The SPURS-MIDAS cruise (Las Palmas de Gran Canaria 16 March 2013 – Ponta Delgada, Açores 17 April) on board the Spanish R/V Sarmiento de Gamboa is a contribution to the SPURS experiment (Salinity Processes in the Upper ocean Regional Study) aimed at understanding the processes that drive the upper ocean dynamics and the role that salinity plays on them in the area of maximum salinity in the center of the North Atlantic subtropical gyre. The experiment is coordinated by WHOI (R. Schmitt) and sponsored by NASA (E. Lindstrom), and includes intensive field work with a large variety of state-of-the-art instrumentation, the use of satellite remotely sensed salinity information (Aquarius and SMOS), as well as dedicated numerical modeling. The SMOS BEC team is one of the participants in SPURS where it will contribute with in situ data acquisition, processing and mapping SMOS salinity data, and a regional implementation of the NEMO model with assimilative and process-based simulations to complement and analyze the processes suggested by the observations.
The Sarmiento will be in the SPURS site together with the US R/V Endeavor in a coordinated program to continue the SPURS field work initiated by the French R/V Thalassa (STRASSE cruise, August-September 2012) and US R/V Knorr (September-October 2012). The main role of our cruise is to run first a general survey for mesoscale mapping of the area by means of TSG, ADCP and undulating CTD (SeaSoar) while the Endeavor is arriving to the site and servicing the moorings and gliders deployed in the September cruise. On the same time we will deploy a total of 48 surface salinity drifters. After this initial survey the Sarmiento will participate in submesoscale high resolution specific samplings, as well as performing turbulence measurements (ASIP profiler) and a combined CTD stations-SeaSoar sampling for mixed-layer depth evolution studies. Additional opportunity measurements will be done to collect water and plankton samples for chemical and biological objectives from Spanish researchers not belonging to the SMOS-BEC team.

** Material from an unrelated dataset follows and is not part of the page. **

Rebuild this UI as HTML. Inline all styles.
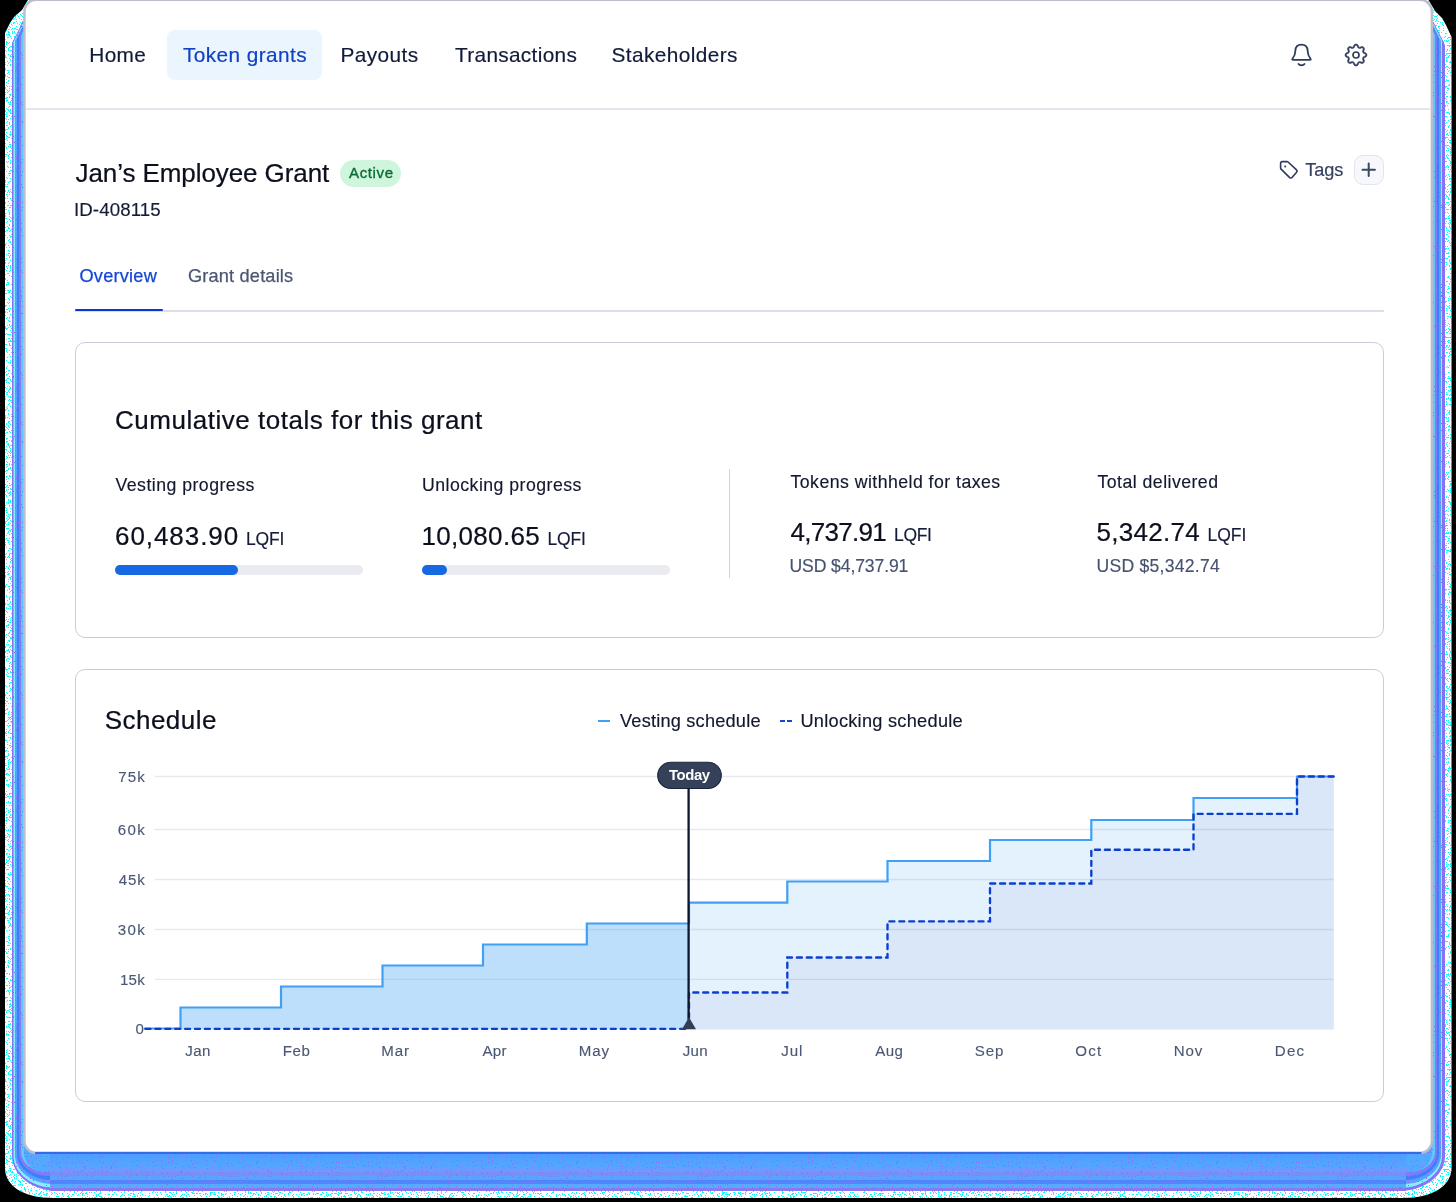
<!DOCTYPE html>
<html lang="en">
<head>
<meta charset="utf-8">
<title>Jan's Employee Grant</title>
<style>
*{box-sizing:border-box;margin:0;padding:0}
html,body{width:1456px;height:1202px;overflow:hidden;background:#000}
body{position:relative;font-family:"Liberation Sans",sans-serif;font-size:16px;color:#0f1733}
.abs{position:absolute}
.t{position:absolute;white-space:nowrap;line-height:1;font-family:"Liberation Sans",sans-serif}
#shadow{position:absolute;left:0;top:0;width:1456px;height:1202px}
#card{position:absolute;left:22.5px;top:-1px;width:1410.3px;height:1154.3px;background:#fff;border:2px solid #b6bbcb;border-top-color:#c6cad7;border-bottom:1.5px solid #1a5cf0;border-radius:13px}
#page{will-change:transform;position:absolute;left:0;top:0;width:1456px;height:1202px}
.panel{border:1.5px solid #c9cdd9;border-radius:10px;background:#fff}
.bar{height:10px;border-radius:5px;background:#e9ebf0}
.fill{height:10px;border-radius:5px;background:#1668e3}
svg{position:absolute;overflow:visible}
</style>
</head>
<body>
<svg id="shadow" width="1456" height="1202" viewBox="0 0 1456 1202">
  <defs><filter id="nz" x="0" y="0" width="1456" height="1202" filterUnits="userSpaceOnUse" color-interpolation-filters="sRGB">
    <feTurbulence type="fractalNoise" baseFrequency="0.75" numOctaves="2" seed="7" result="t"/>
    <feColorMatrix in="t" type="matrix" values="0 0 0 0 0  0 0 0 0 1  0 0 0 0 1  3.2 0 0 0 -1.43" result="c"/>
    <feComponentTransfer in="c" result="d"><feFuncA type="discrete" tableValues="0 1"/></feComponentTransfer>
    <feComposite in="d" in2="SourceGraphic" operator="in"/>
  </filter></defs>
  <path d="M28 0 L22 10 L14 17 L10 23 L5 33 V1168 C5 1185 22 1198 54 1198 H1402.5 C1434 1198 1451.5 1185 1451.5 1168 V37 L1446 25 L1442 18 L1435 11 L1428.5 0 Z" fill="#fbffff"/>
  <path d="M28 0 L22 10 L14 17 L10 23 L5 33 V1168 C5 1185 22 1198 54 1198 H1402.5 C1434 1198 1451.5 1185 1451.5 1168 V37 L1446 25 L1442 18 L1435 11 L1428.5 0 Z" fill="#00ffff" filter="url(#nz)"/>
  <path d="M22.5 22 L12 43.0 V1156 C12 1175.2 32.7 1191 58 1191 H1399 C1424.3 1191 1445 1175.2 1445 1156 V45.0 L1433.5 22 Z" fill="#8673f4"/>
  <path d="M22.5 24 L13.5 42.0 V1156 C13.5 1173.6 32.4 1188 55.5 1188 H1400 C1423.1 1188 1442 1173.6 1442 1156 V41.0 L1433.5 24 Z" fill="#86eeff"/>
  <path d="M22.5 26 L15 41.0 V1155 C15 1171.0 32.1 1184 53 1184 H1403 C1423.9 1184 1441 1171.0 1441 1155 V41.0 L1433.5 26 Z" fill="#56a2ff"/>
  <path d="M22.5 28 L17 39.0 V1154 C17 1168.3 32.3 1180 51 1180 H1405 C1423.7 1180 1439 1168.3 1439 1154 V39.0 L1433.5 28 Z" fill="#3f7dff"/>
  <path d="M22.5 30 L19 37.0 V1153 C19 1165.7 32.5 1176 49 1176 H1407 C1423.5 1176 1437 1165.7 1437 1153 V37.0 L1433.5 30 Z" fill="#7f7cf6"/>
  <path d="M22.5 32 L21 35.0 V1152 C21 1163.0 32.7 1172 47 1172 H1409 C1423.3 1172 1435 1163.0 1435 1152 V35.0 L1433.5 32 Z" fill="#60c8ff"/>
  <path d="M24 1100 V1152 C24 1163.0 32.7 1172 47 1172 H1409 C1423.3 1172 1432 1163.0 1432 1152 V1100 Z" fill="#55a8ff"/>
  <defs><linearGradient id="bg" x1="0" y1="0" x2="0" y2="1">
    <stop offset="0" stop-color="#1a5cf0"/><stop offset=".05" stop-color="#1a5cf0"/>
    <stop offset=".05" stop-color="#4d9fff"/><stop offset=".41" stop-color="#55a6ff"/>
    <stop offset=".41" stop-color="#6a9cff"/><stop offset=".51" stop-color="#6a9cff"/>
    <stop offset=".51" stop-color="#7a8ef8"/><stop offset=".61" stop-color="#7a8ef8"/>
    <stop offset=".61" stop-color="#58a4ff"/><stop offset=".72" stop-color="#58a4ff"/>
    <stop offset=".72" stop-color="#4a86ff"/><stop offset=".82" stop-color="#5a84fa"/>
    <stop offset=".82" stop-color="#58aaff"/><stop offset=".92" stop-color="#58aaff"/>
    <stop offset=".92" stop-color="#8a78f0"/><stop offset="1" stop-color="#8a78f0"/>
  </linearGradient></defs>
  <rect x="50" y="1152" width="1356" height="39" fill="url(#bg)"/>
  <defs><filter id="nz2" x="0" y="0" width="1456" height="1202" filterUnits="userSpaceOnUse" color-interpolation-filters="sRGB">
    <feTurbulence type="fractalNoise" baseFrequency="0.8" numOctaves="2" seed="23" result="t"/>
    <feColorMatrix in="t" type="matrix" values="0 0 0 0 .53  0 0 0 0 .44  0 0 0 0 .96  3.2 0 0 0 -1.78" result="c"/>
    <feComponentTransfer in="c" result="d"><feFuncA type="discrete" tableValues="0 1"/></feComponentTransfer>
    <feComposite in="d" in2="SourceGraphic" operator="in"/>
  </filter></defs>
  <path d="M22.5 22 L12 43.0 V1156 C12 1175.2 32.7 1191 58 1191 H1399 C1424.3 1191 1445 1175.2 1445 1156 V45.0 L1433.5 22 Z" fill="#8870f5" filter="url(#nz2)"/>
</svg>
<svg style="left:0;top:0" width="1456" height="1202" viewBox="0 0 1456 1202">
  <rect x="24.4" y="-0.2" width="1407.5" height="1153" rx="12" fill="#fff" stroke="#b9bdcc" stroke-width="2.5"/>
  <path d="M35 1153 H1421.5" stroke="#0d4ff0" stroke-width="1.5"/>
</svg>
<div id="page">
  <!-- NAV -->
  <div class="abs" style="left:167px;top:30px;width:154.5px;height:49.5px;background:#ebf5fe;border-radius:8px"></div>
  <div class="abs" style="left:25.5px;top:108px;width:1405px;height:1.6px;background:#e3e6ed"></div>
  <!-- bell -->
  <svg style="left:1289px;top:42px" width="24" height="26" viewBox="0 0 24 26" fill="none" stroke="#2e3b59" stroke-width="1.8" stroke-linecap="round" stroke-linejoin="round">
    <path d="M4.1 17.8 H20.9 Q22.3 17.8 21.5 16.8 C19.6 14.5 18.7 12.6 18.6 8.6 C18.5 4.6 16 2.6 12.5 2.6 C9 2.6 6.5 4.6 6.4 8.6 C6.3 12.6 5.4 14.5 3.5 16.8 Q2.7 17.8 4.1 17.8 Z"/>
    <path d="M9.5 21.9 C10.7 23.7 14.3 23.7 15.5 21.9"/>
  </svg>
  <!-- gear -->
  <svg style="left:1345.3px;top:43.8px" width="22" height="22" viewBox="0 0 16 16" fill="#2e3b59" stroke="#2e3b59" stroke-width=".36">
    <circle cx="8" cy="8" r="2.2" fill="none" stroke-width="1.2"/>
    <path d="M9.796 1.343c-.527-1.79-3.065-1.79-3.592 0l-.094.319a.873.873 0 0 1-1.255.52l-.292-.16c-1.64-.892-3.433.902-2.54 2.541l.159.292a.873.873 0 0 1-.52 1.255l-.319.094c-1.79.527-1.79 3.065 0 3.592l.319.094a.873.873 0 0 1 .52 1.255l-.16.292c-.892 1.64.901 3.434 2.541 2.54l.292-.159a.873.873 0 0 1 1.255.52l.094.319c.527 1.79 3.065 1.79 3.592 0l.094-.319a.873.873 0 0 1 1.255-.52l.292.16c1.64.893 3.434-.902 2.54-2.541l-.159-.292a.873.873 0 0 1 .52-1.255l.319-.094c1.79-.527 1.79-3.065 0-3.592l-.319-.094a.873.873 0 0 1-.52-1.255l.16-.292c.893-1.64-.902-3.433-2.541-2.54l-.292.159a.873.873 0 0 1-1.255-.52l-.094-.319zm-2.633.283c.246-.835 1.428-.835 1.674 0l.094.319a1.873 1.873 0 0 0 2.693 1.115l.291-.16c.764-.415 1.6.42 1.184 1.185l-.159.292a1.873 1.873 0 0 0 1.116 2.692l.318.094c.835.246.835 1.428 0 1.674l-.319.094a1.873 1.873 0 0 0-1.115 2.693l.16.291c.415.764-.42 1.6-1.185 1.184l-.291-.159a1.873 1.873 0 0 0-2.693 1.116l-.094.318c-.246.835-1.428.835-1.674 0l-.094-.319a1.873 1.873 0 0 0-2.692-1.115l-.292.16c-.764.415-1.6-.42-1.184-1.185l.159-.291A1.873 1.873 0 0 0 1.945 8.93l-.319-.094c-.835-.246-.835-1.428 0-1.674l.319-.094A1.873 1.873 0 0 0 3.06 4.377l-.16-.292c-.415-.764.42-1.6 1.185-1.184l.292.159a1.873 1.873 0 0 0 2.692-1.115l.094-.319z"/>
  </svg>

  <!-- HEADER -->
  <div class="abs" style="left:340.2px;top:159.6px;width:61.2px;height:27.4px;border-radius:13.7px;background:#cff6dc"></div>
  <!-- tag icon -->
  <svg style="left:1279px;top:159.5px" width="20" height="20" viewBox="0 0 20 20" fill="none" stroke="#2d3a58" stroke-width="1.6" stroke-linecap="round" stroke-linejoin="round">
    <path d="M1.6 3.2 A1.6 1.6 0 0 1 3.2 1.6 H8 a1.6 1.6 0 0 1 1.1 .45 L17.5 9.9 a1.7 1.7 0 0 1 .1 2.4 L13 17.5 a1.6 1.6 0 0 1 -2.3 .1 L2.1 9.1 A1.6 1.6 0 0 1 1.6 8 Z"/>
    <circle cx="6.2" cy="6.4" r="1" fill="#2d3a58" stroke="none"/>
  </svg>
  <div class="abs" style="left:1354px;top:155px;width:29.5px;height:29.5px;border-radius:9px;background:#f7f8fb;border:1.5px solid #e2e5ed"></div>
  <svg style="left:1354px;top:155px" width="30" height="30" viewBox="0 0 30 30" fill="none" stroke="#3a4766" stroke-width="2" stroke-linecap="round">
    <path d="M8.5 14.8 H20.9 M14.7 8.6 V21"/>
  </svg>

  <!-- TABS -->
  <div class="abs" style="left:75px;top:310.2px;width:1309px;height:1.5px;background:#dcdfe8"></div>
  <div class="abs" style="left:75px;top:309.1px;width:88px;height:2.4px;border-radius:1.2px;background:#0c36cc"></div>

  <!-- PANEL 1 -->
  <div class="abs panel" style="left:74.5px;top:342px;width:1309.5px;height:296px"></div>
  <div class="abs bar" style="left:115px;top:565px;width:247.5px"><div class="fill" style="width:123px"></div></div>
  <div class="abs bar" style="left:422px;top:565px;width:248px"><div class="fill" style="width:24.5px"></div></div>
  <div class="abs" style="left:728.5px;top:469px;width:1.5px;height:109px;background:#cfd3dd"></div>

  <!-- PANEL 2 -->
  <div class="abs panel" style="left:74.5px;top:669px;width:1309.5px;height:433px"></div>
  <!-- legend marks -->
  <div class="abs" style="left:598px;top:720px;width:12px;height:2px;background:#3fa0f6"></div>
  <div class="abs" style="left:779.7px;top:720px;width:5px;height:2px;background:#1447d4"></div>
  <div class="abs" style="left:787.2px;top:720px;width:5px;height:2px;background:#1447d4"></div>

  <!-- CHART -->
  <svg style="left:0;top:0" width="1456" height="1202" viewBox="0 0 1456 1202">
    <g stroke="#e6e9ef" stroke-width="1.3">
      <path d="M154.5 776.5H1333.8M154.5 829.5H1333.8M154.5 879.5H1333.8M154.5 929.5H1333.8M154.5 979.4H1333.8"/>
    </g>
    <!-- past vesting fill -->
    <path fill="#3fa0f6" fill-opacity=".34" d="M180.5 1029.5V1007.5H281V986.5H382.5V965.5H483V944.5H586.8V923.5H689V1029.5Z"/>
    <!-- future vesting fill -->
    <path fill="#3fa0f6" fill-opacity=".14" d="M689 1029.5V902.6H787.3V881.5H887.5V861H990V840H1091.3V820H1193.5V798H1297V776.5H1333.8V1029.5Z"/>
    <!-- unlocking fill -->
    <path fill="#2a3a8c" fill-opacity=".056" d="M689 1029.5V992.5H787.3V957.5H887.5V921.3H990V883.5H1091.3V849.7H1193.5V813.8H1297V776.5H1333.8V1029.5Z"/>
    <!-- vesting line -->
    <path fill="none" stroke="#3fa0f6" stroke-width="2.2" d="M144 1028.5H180.5V1007.5H281V986.5H382.5V965.5H483V944.5H586.8V923.5H689V902.6H787.3V881.5H887.5V861H990V840H1091.3V820H1193.5V798H1297V776.5H1333.8"/>
    <!-- unlocking line -->
    <path fill="none" stroke="#0c3fd0" stroke-width="2.35" stroke-linecap="round" stroke-dasharray="5 4.9" d="M145.5 1028.8H689V992.5H787.3V957.5H887.5V921.3H990V883.5H1091.3V849.7H1193.5V813.8H1297V776.5H1333.8"/>
    <!-- today -->
    <rect x="657.7" y="762.3" width="63.6" height="26.2" rx="13.1" fill="#344159" stroke="#1a2540" stroke-width="1.1"/>
    <path d="M688.6 788V1020" stroke="#0f172e" stroke-width="2.3"/>
    <path d="M682 1029.2 L689 1017.2 L696 1029.2Z" fill="#323d55"/>
  </svg>

<!-- text -->
<div class="t" style="left:89.3px;top:45px;font-size:20.8px;color:#111a3a;letter-spacing:0.37px;-webkit-text-stroke:0.18px #111a3a">Home</div>
<div class="t" style="left:183px;top:45px;font-size:20.8px;color:#1141c4;letter-spacing:0.41px;-webkit-text-stroke:0.18px #1141c4">Token grants</div>
<div class="t" style="left:340.5px;top:45px;font-size:20.8px;color:#111a3a;letter-spacing:0.42px;-webkit-text-stroke:0.18px #111a3a">Payouts</div>
<div class="t" style="left:455px;top:45px;font-size:20.8px;color:#111a3a;letter-spacing:0.32px;-webkit-text-stroke:0.18px #111a3a">Transactions</div>
<div class="t" style="left:611.5px;top:45px;font-size:20.8px;color:#111a3a;letter-spacing:0.41px;-webkit-text-stroke:0.18px #111a3a">Stakeholders</div>
<div class="t" style="left:75.5px;top:160px;font-size:26.0px;color:#0c0f1d;letter-spacing:-0.08px;-webkit-text-stroke:0.22px #0c0f1d">Jan’s Employee Grant</div>
<div class="t" style="left:349px;top:165px;font-size:15.1px;color:#0d6a34;letter-spacing:0.6px;-webkit-text-stroke:.35px #0d6a34">Active</div>
<div class="t" style="left:74px;top:201px;font-size:18.7px;color:#141b36;letter-spacing:0.09px;-webkit-text-stroke:0.16px #141b36">ID-408115</div>
<div class="t" style="left:1305.3px;top:161px;font-size:18.2px;color:#34415f;letter-spacing:-0.1px;-webkit-text-stroke:0.16px #34415f">Tags</div>
<div class="t" style="left:79.5px;top:267px;font-size:18.2px;color:#1447d4;letter-spacing:0.21px;-webkit-text-stroke:.25px #1447d4">Overview</div>
<div class="t" style="left:188px;top:267px;font-size:18.2px;color:#4b5672;letter-spacing:0.17px;-webkit-text-stroke:.25px #4b5672">Grant details</div>
<div class="t" style="left:115px;top:407px;font-size:26.0px;color:#0c0f1d;letter-spacing:0.52px;-webkit-text-stroke:0.22px #0c0f1d">Cumulative totals for this grant</div>
<div class="t" style="left:115.5px;top:477px;font-size:17.7px;color:#12182e;letter-spacing:0.47px;-webkit-text-stroke:0.15px #12182e">Vesting progress</div>
<div class="t" style="left:115px;top:523px;font-size:26.0px;color:#0c0f1d;letter-spacing:0.94px;-webkit-text-stroke:0.22px #0c0f1d">60,483.90</div>
<div class="t" style="left:246px;top:531px;font-size:17.5px;color:#151c3a;letter-spacing:-0.17px;-webkit-text-stroke:0.15px #151c3a">LQFI</div>
<div class="t" style="left:422px;top:477px;font-size:17.7px;color:#12182e;letter-spacing:0.47px;-webkit-text-stroke:0.15px #12182e">Unlocking progress</div>
<div class="t" style="left:421.5px;top:523px;font-size:26.0px;color:#0c0f1d;letter-spacing:0.31px;-webkit-text-stroke:0.22px #0c0f1d">10,080.65</div>
<div class="t" style="left:547.5px;top:531px;font-size:17.5px;color:#151c3a;letter-spacing:-0.17px;-webkit-text-stroke:0.15px #151c3a">LQFI</div>
<div class="t" style="left:790.5px;top:474px;font-size:17.7px;color:#12182e;letter-spacing:0.46px;-webkit-text-stroke:0.15px #12182e">Tokens withheld for taxes</div>
<div class="t" style="left:790.5px;top:519px;font-size:26.0px;color:#0c0f1d;letter-spacing:-0.71px;-webkit-text-stroke:0.22px #0c0f1d">4,737.91</div>
<div class="t" style="left:894px;top:527px;font-size:17.5px;color:#151c3a;letter-spacing:-0.33px;-webkit-text-stroke:0.15px #151c3a">LQFI</div>
<div class="t" style="left:789.5px;top:558px;font-size:17.6px;color:#46526f;letter-spacing:-0.12px;-webkit-text-stroke:0.15px #46526f">USD $4,737.91</div>
<div class="t" style="left:1097.5px;top:474px;font-size:17.7px;color:#12182e;letter-spacing:0.46px;-webkit-text-stroke:0.15px #12182e">Total delivered</div>
<div class="t" style="left:1096.5px;top:519px;font-size:26.0px;color:#0c0f1d;letter-spacing:0.29px;-webkit-text-stroke:0.22px #0c0f1d">5,342.74</div>
<div class="t" style="left:1207.5px;top:527px;font-size:17.5px;color:#151c3a;-webkit-text-stroke:0.15px #151c3a">LQFI</div>
<div class="t" style="left:1096.5px;top:558px;font-size:17.6px;color:#46526f;letter-spacing:0.25px;-webkit-text-stroke:0.15px #46526f">USD $5,342.74</div>
<div class="t" style="left:104.75px;top:707px;font-size:26.0px;color:#0c0f1d;letter-spacing:0.46px;-webkit-text-stroke:0.22px #0c0f1d">Schedule</div>
<div class="t" style="left:620px;top:712px;font-size:18.2px;color:#12182e;letter-spacing:0.2px;-webkit-text-stroke:0.16px #12182e">Vesting schedule</div>
<div class="t" style="left:800.4px;top:712px;font-size:18.2px;color:#12182e;letter-spacing:0.27px;-webkit-text-stroke:0.16px #12182e">Unlocking schedule</div>
<div class="t" style="left:118.3px;top:769px;font-size:15.1px;color:#4b5875;letter-spacing:1.05px;-webkit-text-stroke:0.13px #4b5875">75k</div>
<div class="t" style="left:117.8px;top:822px;font-size:15.1px;color:#4b5875;letter-spacing:1.3px;-webkit-text-stroke:0.13px #4b5875">60k</div>
<div class="t" style="left:118.8px;top:872px;font-size:15.1px;color:#4b5875;letter-spacing:0.8px;-webkit-text-stroke:0.13px #4b5875">45k</div>
<div class="t" style="left:117.8px;top:922px;font-size:15.1px;color:#4b5875;letter-spacing:1.3px;-webkit-text-stroke:0.13px #4b5875">30k</div>
<div class="t" style="left:120px;top:972px;font-size:15.1px;color:#4b5875;letter-spacing:0.2px;-webkit-text-stroke:0.13px #4b5875">15k</div>
<div class="t" style="left:135.6px;top:1021px;font-size:15.1px;color:#4b5875;-webkit-text-stroke:0.13px #4b5875">0</div>
<div class="t" style="left:185.3px;top:1043px;font-size:15.1px;color:#4b5875;letter-spacing:0.35px;-webkit-text-stroke:0.13px #4b5875">Jan</div>
<div class="t" style="left:282.8px;top:1043px;font-size:15.1px;color:#4b5875;letter-spacing:0.6px;-webkit-text-stroke:0.13px #4b5875">Feb</div>
<div class="t" style="left:381.3px;top:1043px;font-size:15.1px;color:#4b5875;letter-spacing:0.85px;-webkit-text-stroke:0.13px #4b5875">Mar</div>
<div class="t" style="left:482.4px;top:1043px;font-size:15.1px;color:#4b5875;letter-spacing:0.3px;-webkit-text-stroke:0.13px #4b5875">Apr</div>
<div class="t" style="left:578.7px;top:1043px;font-size:15.1px;color:#4b5875;letter-spacing:0.9px;-webkit-text-stroke:0.13px #4b5875">May</div>
<div class="t" style="left:682.7px;top:1043px;font-size:15.1px;color:#4b5875;letter-spacing:0.35px;-webkit-text-stroke:0.13px #4b5875">Jun</div>
<div class="t" style="left:781.2px;top:1043px;font-size:15.1px;color:#4b5875;letter-spacing:0.9px;-webkit-text-stroke:0.13px #4b5875">Jul</div>
<div class="t" style="left:875.2px;top:1043px;font-size:15.1px;color:#4b5875;letter-spacing:0.4px;-webkit-text-stroke:0.13px #4b5875">Aug</div>
<div class="t" style="left:974.7px;top:1043px;font-size:15.1px;color:#4b5875;letter-spacing:0.9px;-webkit-text-stroke:0.13px #4b5875">Sep</div>
<div class="t" style="left:1075.3px;top:1043px;font-size:15.1px;color:#4b5875;letter-spacing:1.15px;-webkit-text-stroke:0.13px #4b5875">Oct</div>
<div class="t" style="left:1173.7px;top:1043px;font-size:15.1px;color:#4b5875;letter-spacing:0.85px;-webkit-text-stroke:0.13px #4b5875">Nov</div>
<div class="t" style="left:1274.7px;top:1043px;font-size:15.1px;color:#4b5875;letter-spacing:1.3px;-webkit-text-stroke:0.13px #4b5875">Dec</div>
<div class="t" style="left:668.9px;top:768px;font-size:14.9px;color:#ffffff;letter-spacing:-0.38px;font-weight:700;">Today</div>
</div>
</body>
</html>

As in previous field studies (Malaspina 2010-2011, STRASSE 2012) we will deploy drifters designed and built by our team to help improving the SMOS products validation by measuring salinity at 50 cm below the sea surface. The SPURS area has the advantage of being quite stable and at the same time displaying the highest salinity values worldwide in open oceans, so that it provides one of the best opportunities for SMOS validation.
SPURS will also be an excellent opportunity to demonstrate the usefulness of SMOS salinity determinations in ocean dynamics studies.